Hopu Investment Management Co. Ltd.
- Native name: 厚朴投资管理有限公司
- Type: Private
- Industry: Alternative investments
- Founded: 2008; 18 years ago
- Founders: Fang Fenglei; Richard Ong; Dominic Ho;
- Headquarters: Singapore
- Key people: Fang Fenglei (chairman); Gunther Hamm (president);
- Products: Private equity
- AUM: US$15 billion (2025)
- Number of employees: 70+ (2025)
- Website: www.hopucap.com

= Hopu Investment Management =

Chinese alternative investment firm

Hopu Investment Management Co. Ltd. (厚朴投资 (Hòupǔ Tóuzī Guǎnlǐ)) is an Asia focused private equity investment firm founded in 2008 that is headquartered in Singapore with additional offices in Hong Kong and Beijing.

Hopu pursues a strategy focused on control‑oriented and large proprietary transactions, including buyout and carveout opportunities across Asia. The firm targets sectors such as technology, consumer, logistics and financial services.

== Background ==
Hopu was founded in 2008 by Fang Fenglei, Richard Ong and Dominic Ho. Fang and Ong were previously senior executives at Goldman Sachs while Ho was former head of KPMG China.

Hopu's first fund of $2.5 billion included Goldman Sachs and Temasek as its cornerstone investors. At the time, Hopu's description as private equity fund was criticized since it stated it would invest in Chinese local companies yet its two largest deals were acquisitions of shares in Bank of China and China Construction Bank sold by Royal Bank of Scotland and Bank of America respectively.

In November 2010, it was reported that Hopu will not be raising a second fund, signalling the eventual winding down of the firm.

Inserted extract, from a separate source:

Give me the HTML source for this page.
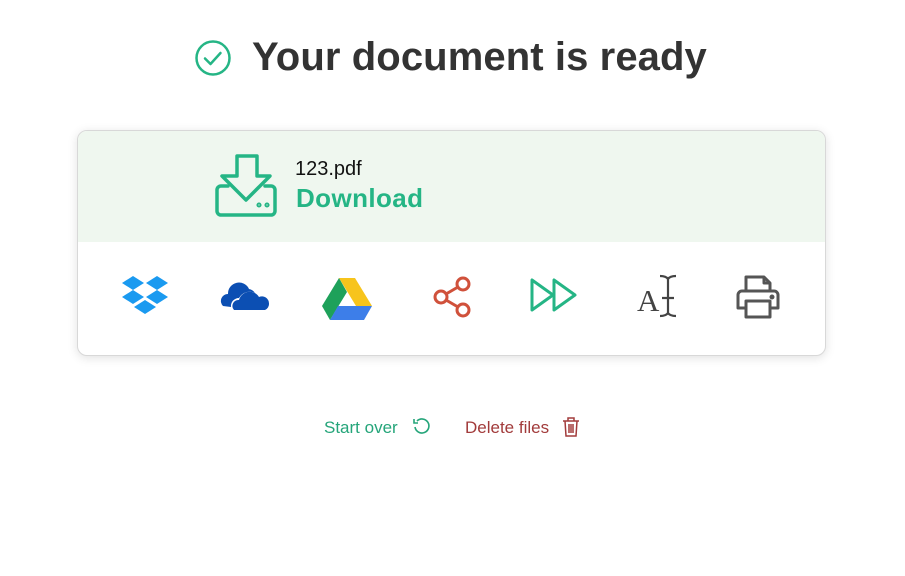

By then Hopu was able to source deals in China establishing a record that many international firms were unable to replicate. Ho who had already long planned his retirement would retire from Hopu at that time.

In February 2011, Ong left Hopu to found his own firm, RRJ Capital as Hopu looked closer to winding down.

In November 2013 after a two-year hiatus, Hopu returned to the private equity scene by raising a US$2 billion for its second fund.

In February 2017, Hopu and Arm Holdings established the Hopu-Arm Innovation Fund. The fund owns part of Arm's China unit, which was spun off by SoftBank Group in 2018.

In December 2017, Hopu targeted $2.5 billion in fundraising for its third fund - which closed in 2018 at US$2.5 billion, according to Preqin.

In 2018, Fang hired Zhang Hongli, who was previously vice president of Industrial and Commercial Bank of China (ICBC) and gave him a large stake in Hopu. However the two fell out and Fang drew up plans to reorganize Hopu to marginalize Zhang. In 2021, Zhang and then-Hopu CEO, Lau Teck Sien launched a boardroom coup in an attempt to take over Hopu. In June 2023, Fang quietly settled with Lau, who stepped aside. A few months later Zhang was detained by the Central Commission for Discipline Inspection and pled guilty to charges of accepting bribes while at ICBC.

In 2021, Hopu launched the Hopu Magnolia Fund that was focused on China growth capital. In April 2023, it was reported it had raised $141 million of its trimmed $250 million target.

In 2025, Hopu returned US$1.2 billion to its limited partners. Fund III reached a DPI (Distributions to Paid-In Capital) of 66% around 2025-end, more than twice the average for similar Asian funds.

In 2026, according to an interview with the firm’s president, Gunther Hamm, it was stated that more than half of the revenues generated by companies in its Fund III portfolio were derived from outside China. Hopu Investments has become the first fund management company established under Macau’s Investment Fund Law, effective January of the same year.

== Notable deals ==
In February 2014, Hopu led a consortium to arrange a private placement of $2.1 billion in new shares issued by GLP's China operation. In July 2017, Hopu led a consortium of investors including Hillhouse Investment, Vanke and Bank of China bought won a bid to take GLP private by buyout. The deal worth $11.6 billion was the largest private equity buyout in Asia at the time.

In 2018, Hopu became one of the key stakeholders of Arm China through a carve‑out transaction that separated the business from Arm Holdings and resulted in a consortium acquiring a 51% stake in its China operation.

In 2018, Hopu acquired a significant minority stake in FWD as part of a funding round that strengthened the insurer’s growth across 10 Asian markets

In 2019, Hopu made its initial investment in Ceva Santé Animale through its third flagship fund.In March 2025, the firm re-upped in the sixth founding round of Ceva alongside other backers such as Singapore state investor Temasek.

Hopu remained a shareholder through Iluvatar CoreX's January 2026 IPO on the Hong Kong Stock Exchange, which raised approximately HK$3.7 billion.